--- WRITTEN INSTRUCTION ---
Reproduce exactly the lines from the one containing "Rebuild this UI as HTML. Inline all styles." down to the one containing "1.2 L8.7 7.9", including both of those lines, and nothing else.

--- PROVIDED INFORMATION ---

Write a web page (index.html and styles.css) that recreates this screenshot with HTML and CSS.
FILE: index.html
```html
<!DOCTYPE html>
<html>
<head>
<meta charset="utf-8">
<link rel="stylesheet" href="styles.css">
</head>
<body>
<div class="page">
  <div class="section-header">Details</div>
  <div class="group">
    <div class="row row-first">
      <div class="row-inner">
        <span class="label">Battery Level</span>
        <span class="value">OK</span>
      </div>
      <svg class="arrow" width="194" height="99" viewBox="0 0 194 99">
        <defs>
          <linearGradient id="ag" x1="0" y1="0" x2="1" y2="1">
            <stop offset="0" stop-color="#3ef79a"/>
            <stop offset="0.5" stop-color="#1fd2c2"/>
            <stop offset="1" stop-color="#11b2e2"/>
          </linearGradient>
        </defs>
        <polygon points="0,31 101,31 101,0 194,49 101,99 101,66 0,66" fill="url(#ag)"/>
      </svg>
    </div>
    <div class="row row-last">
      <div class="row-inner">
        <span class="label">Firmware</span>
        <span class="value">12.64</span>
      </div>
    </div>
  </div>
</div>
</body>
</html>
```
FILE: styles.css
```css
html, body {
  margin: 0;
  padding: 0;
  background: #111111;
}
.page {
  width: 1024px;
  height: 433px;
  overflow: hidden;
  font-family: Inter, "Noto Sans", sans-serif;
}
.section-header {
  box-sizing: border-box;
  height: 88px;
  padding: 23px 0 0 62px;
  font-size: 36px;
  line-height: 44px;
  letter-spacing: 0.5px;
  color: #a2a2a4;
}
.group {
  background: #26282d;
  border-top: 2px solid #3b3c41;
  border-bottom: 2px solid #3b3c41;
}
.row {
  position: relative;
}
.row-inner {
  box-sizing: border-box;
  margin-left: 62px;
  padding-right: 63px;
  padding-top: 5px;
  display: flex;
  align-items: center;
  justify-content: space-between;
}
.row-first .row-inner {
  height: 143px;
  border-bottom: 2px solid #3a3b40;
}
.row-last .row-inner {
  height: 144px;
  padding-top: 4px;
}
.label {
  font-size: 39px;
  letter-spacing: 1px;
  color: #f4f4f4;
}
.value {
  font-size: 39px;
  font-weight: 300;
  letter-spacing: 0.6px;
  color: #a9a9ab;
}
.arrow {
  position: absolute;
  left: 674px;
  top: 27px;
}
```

...

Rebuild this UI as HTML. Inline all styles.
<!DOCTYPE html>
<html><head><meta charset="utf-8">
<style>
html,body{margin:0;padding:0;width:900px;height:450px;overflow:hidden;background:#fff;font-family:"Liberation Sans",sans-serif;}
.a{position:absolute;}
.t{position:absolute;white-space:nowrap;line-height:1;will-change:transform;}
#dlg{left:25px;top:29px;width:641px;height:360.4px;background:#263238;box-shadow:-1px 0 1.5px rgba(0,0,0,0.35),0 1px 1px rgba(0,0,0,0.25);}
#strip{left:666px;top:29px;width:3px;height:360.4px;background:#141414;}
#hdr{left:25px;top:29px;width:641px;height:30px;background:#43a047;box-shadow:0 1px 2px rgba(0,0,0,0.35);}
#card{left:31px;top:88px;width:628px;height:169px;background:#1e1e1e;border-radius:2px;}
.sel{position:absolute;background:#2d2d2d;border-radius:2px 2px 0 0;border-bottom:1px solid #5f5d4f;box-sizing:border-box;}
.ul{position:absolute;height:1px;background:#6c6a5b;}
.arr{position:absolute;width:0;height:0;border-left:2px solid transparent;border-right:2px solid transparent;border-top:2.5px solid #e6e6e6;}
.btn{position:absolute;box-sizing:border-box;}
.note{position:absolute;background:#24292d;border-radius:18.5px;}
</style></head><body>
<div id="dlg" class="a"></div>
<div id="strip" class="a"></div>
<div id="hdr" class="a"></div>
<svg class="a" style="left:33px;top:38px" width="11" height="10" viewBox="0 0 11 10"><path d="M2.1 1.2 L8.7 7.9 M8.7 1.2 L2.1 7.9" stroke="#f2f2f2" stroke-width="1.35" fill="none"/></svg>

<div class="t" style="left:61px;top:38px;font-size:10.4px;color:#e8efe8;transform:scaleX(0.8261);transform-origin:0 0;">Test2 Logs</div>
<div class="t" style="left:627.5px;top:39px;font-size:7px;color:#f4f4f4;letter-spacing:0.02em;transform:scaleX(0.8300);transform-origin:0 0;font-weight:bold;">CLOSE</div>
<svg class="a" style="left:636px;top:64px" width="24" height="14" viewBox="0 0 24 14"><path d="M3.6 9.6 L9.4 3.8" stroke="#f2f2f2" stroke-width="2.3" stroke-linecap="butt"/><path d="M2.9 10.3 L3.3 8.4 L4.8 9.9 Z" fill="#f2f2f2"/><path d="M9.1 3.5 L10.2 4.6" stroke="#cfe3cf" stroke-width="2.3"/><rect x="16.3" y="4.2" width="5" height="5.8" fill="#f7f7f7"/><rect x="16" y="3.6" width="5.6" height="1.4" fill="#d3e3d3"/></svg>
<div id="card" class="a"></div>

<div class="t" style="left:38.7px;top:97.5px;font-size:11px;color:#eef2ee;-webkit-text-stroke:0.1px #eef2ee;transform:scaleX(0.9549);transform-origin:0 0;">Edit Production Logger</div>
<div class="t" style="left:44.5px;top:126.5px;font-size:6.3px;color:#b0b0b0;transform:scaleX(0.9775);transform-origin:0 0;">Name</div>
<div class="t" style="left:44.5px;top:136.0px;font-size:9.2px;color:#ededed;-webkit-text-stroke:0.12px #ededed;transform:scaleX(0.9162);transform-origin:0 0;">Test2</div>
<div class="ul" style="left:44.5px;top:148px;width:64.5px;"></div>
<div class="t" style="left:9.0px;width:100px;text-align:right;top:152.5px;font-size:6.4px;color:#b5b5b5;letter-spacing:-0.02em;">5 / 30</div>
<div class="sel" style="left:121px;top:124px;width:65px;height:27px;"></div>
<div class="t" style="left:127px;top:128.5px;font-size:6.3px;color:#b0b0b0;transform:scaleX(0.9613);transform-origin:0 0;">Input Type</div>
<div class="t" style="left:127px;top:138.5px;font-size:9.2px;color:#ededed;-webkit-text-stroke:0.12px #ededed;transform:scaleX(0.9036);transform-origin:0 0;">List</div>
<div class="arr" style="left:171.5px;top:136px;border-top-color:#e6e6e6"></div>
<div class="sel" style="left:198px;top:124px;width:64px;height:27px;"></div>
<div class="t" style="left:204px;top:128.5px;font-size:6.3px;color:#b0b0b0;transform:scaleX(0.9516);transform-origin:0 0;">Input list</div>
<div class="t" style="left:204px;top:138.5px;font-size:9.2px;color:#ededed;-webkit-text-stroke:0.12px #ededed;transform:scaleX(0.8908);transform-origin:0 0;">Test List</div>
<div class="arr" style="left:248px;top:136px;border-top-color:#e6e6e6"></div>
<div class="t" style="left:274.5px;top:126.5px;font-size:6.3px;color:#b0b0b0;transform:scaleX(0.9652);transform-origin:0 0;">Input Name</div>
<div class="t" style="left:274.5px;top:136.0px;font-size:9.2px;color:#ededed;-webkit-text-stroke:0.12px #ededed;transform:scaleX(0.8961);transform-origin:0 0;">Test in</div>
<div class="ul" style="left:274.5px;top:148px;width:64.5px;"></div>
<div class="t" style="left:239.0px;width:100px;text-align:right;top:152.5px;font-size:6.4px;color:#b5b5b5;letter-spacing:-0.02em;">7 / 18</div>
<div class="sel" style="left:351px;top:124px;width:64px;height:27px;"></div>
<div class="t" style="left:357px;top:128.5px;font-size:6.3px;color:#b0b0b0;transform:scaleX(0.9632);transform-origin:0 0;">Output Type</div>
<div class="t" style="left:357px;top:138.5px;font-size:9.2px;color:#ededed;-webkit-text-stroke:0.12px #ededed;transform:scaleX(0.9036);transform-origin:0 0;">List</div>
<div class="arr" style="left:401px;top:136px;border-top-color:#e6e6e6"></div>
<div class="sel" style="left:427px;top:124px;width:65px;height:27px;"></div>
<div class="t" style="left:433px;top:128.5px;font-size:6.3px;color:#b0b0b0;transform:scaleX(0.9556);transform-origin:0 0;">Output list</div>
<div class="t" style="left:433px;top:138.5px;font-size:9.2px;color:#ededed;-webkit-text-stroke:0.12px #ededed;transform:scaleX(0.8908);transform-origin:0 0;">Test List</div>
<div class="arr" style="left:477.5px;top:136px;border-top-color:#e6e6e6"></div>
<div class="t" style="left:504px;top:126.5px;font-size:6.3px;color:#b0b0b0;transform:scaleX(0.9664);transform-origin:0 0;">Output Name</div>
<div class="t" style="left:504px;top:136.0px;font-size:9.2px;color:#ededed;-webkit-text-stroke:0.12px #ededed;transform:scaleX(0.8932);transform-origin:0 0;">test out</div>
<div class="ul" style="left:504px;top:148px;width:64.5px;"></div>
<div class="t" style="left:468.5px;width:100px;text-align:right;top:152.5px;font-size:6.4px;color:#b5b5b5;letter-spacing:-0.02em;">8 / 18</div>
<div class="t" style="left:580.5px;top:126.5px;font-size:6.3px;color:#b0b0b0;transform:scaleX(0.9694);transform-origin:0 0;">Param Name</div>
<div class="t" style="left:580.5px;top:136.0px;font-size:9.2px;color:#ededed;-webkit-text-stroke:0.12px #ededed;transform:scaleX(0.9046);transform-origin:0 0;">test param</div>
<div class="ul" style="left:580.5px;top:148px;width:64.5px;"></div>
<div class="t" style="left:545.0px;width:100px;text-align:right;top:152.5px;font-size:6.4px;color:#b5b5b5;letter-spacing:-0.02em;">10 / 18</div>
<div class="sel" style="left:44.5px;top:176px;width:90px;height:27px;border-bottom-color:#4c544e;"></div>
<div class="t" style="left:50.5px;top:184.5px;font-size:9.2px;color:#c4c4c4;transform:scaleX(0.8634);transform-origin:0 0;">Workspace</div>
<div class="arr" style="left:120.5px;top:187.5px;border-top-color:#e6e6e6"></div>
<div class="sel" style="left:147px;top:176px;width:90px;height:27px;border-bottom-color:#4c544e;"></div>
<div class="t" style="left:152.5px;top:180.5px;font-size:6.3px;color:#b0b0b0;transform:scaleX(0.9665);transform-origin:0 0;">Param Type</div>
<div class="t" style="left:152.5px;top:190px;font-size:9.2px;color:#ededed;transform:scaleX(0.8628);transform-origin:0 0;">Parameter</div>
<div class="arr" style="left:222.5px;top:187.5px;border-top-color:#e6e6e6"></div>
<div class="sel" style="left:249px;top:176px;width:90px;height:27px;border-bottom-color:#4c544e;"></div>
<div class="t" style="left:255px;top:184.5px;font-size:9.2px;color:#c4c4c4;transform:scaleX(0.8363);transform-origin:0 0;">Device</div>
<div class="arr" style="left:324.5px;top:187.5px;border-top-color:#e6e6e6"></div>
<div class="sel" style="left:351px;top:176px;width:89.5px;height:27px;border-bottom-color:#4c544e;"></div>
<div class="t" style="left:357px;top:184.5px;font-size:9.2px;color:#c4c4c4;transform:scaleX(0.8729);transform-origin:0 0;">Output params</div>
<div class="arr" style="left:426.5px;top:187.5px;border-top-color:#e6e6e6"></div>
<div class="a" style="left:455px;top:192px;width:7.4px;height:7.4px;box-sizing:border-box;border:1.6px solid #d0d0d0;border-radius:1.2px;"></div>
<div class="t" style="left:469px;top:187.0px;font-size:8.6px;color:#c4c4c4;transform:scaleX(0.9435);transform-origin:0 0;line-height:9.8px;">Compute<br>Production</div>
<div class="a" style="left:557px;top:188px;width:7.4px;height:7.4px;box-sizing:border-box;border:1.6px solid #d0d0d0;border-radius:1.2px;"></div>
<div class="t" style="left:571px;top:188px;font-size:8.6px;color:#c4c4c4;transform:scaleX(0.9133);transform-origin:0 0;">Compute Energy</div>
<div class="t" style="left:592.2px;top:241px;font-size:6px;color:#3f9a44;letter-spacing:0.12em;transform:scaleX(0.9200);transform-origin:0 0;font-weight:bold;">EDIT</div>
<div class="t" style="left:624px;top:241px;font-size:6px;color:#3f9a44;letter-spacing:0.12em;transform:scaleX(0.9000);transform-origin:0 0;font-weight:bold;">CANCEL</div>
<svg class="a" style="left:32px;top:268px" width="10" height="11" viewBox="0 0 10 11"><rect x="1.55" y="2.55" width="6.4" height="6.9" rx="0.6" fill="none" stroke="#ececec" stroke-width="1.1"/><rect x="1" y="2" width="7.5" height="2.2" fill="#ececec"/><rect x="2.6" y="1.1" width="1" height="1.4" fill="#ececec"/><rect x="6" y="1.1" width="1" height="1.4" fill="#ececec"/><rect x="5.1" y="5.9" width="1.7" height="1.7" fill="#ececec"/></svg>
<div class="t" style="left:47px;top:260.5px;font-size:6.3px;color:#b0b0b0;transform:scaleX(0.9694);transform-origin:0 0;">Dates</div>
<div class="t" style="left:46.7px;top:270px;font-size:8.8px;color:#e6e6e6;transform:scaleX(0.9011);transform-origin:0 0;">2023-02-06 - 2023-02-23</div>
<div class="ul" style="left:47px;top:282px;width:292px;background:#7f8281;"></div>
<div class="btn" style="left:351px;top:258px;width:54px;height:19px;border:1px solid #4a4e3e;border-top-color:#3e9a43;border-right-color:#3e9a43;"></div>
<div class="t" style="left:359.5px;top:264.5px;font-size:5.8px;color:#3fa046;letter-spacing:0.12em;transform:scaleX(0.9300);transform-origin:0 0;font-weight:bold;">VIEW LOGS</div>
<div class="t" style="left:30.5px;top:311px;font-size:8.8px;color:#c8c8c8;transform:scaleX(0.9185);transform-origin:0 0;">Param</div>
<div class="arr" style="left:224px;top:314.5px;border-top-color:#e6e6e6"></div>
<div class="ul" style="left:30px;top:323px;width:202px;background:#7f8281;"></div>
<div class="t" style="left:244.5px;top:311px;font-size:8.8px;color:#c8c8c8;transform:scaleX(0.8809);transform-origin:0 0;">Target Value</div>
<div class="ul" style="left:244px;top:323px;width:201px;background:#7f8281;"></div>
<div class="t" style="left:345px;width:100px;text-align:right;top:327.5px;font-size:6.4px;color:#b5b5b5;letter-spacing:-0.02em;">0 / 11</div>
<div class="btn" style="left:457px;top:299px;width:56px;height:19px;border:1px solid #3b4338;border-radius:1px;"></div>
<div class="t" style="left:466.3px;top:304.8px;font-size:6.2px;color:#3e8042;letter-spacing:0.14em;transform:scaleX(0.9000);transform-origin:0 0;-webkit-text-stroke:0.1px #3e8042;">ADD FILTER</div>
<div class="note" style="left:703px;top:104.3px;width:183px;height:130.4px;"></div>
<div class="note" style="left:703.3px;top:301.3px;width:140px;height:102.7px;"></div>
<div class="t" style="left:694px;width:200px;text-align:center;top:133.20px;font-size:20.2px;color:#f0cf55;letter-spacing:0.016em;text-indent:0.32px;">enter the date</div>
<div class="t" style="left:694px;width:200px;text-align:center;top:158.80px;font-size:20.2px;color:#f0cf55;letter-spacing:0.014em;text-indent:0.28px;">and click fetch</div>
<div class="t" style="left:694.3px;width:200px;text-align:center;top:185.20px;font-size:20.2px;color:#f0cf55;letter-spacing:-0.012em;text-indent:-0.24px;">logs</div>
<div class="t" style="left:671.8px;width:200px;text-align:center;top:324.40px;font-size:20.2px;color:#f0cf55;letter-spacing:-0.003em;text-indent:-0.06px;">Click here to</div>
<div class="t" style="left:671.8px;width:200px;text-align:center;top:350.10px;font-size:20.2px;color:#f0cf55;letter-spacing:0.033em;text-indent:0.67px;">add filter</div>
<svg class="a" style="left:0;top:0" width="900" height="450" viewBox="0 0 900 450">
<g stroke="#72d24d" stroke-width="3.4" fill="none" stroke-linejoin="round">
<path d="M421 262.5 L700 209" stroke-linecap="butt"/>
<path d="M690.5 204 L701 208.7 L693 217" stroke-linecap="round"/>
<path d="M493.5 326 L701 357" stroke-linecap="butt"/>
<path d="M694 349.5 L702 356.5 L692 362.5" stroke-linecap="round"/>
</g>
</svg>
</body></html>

--- SOLUTION TO THIS TASK ---
Rebuild this UI as HTML. Inline all styles.
<!DOCTYPE html>
<html><head><meta charset="utf-8">
<style>
html,body{margin:0;padding:0;width:900px;height:450px;overflow:hidden;background:#fff;font-family:"Liberation Sans",sans-serif;}
.a{position:absolute;}
.t{position:absolute;white-space:nowrap;line-height:1;will-change:transform;}
#dlg{left:25px;top:29px;width:641px;height:360.4px;background:#263238;box-shadow:-1px 0 1.5px rgba(0,0,0,0.35),0 1px 1px rgba(0,0,0,0.25);}
#strip{left:666px;top:29px;width:3px;height:360.4px;background:#141414;}
#hdr{left:25px;top:29px;width:641px;height:30px;background:#43a047;box-shadow:0 1px 2px rgba(0,0,0,0.35);}
#card{left:31px;top:88px;width:628px;height:169px;background:#1e1e1e;border-radius:2px;}
.sel{position:absolute;background:#2d2d2d;border-radius:2px 2px 0 0;border-bottom:1px solid #5f5d4f;box-sizing:border-box;}
.ul{position:absolute;height:1px;background:#6c6a5b;}
.arr{position:absolute;width:0;height:0;border-left:2px solid transparent;border-right:2px solid transparent;border-top:2.5px solid #e6e6e6;}
.btn{position:absolute;box-sizing:border-box;}
.note{position:absolute;background:#24292d;border-radius:18.5px;}
</style></head><body>
<div id="dlg" class="a"></div>
<div id="strip" class="a"></div>
<div id="hdr" class="a"></div>
<svg class="a" style="left:33px;top:38px" width="11" height="10" viewBox="0 0 11 10"><path d="M2.1 1.2 L8.7 7.9 M8.7 1.2 L2.1 7.9" stroke="#f2f2f2" stroke-width="1.35" fill="none"/></svg>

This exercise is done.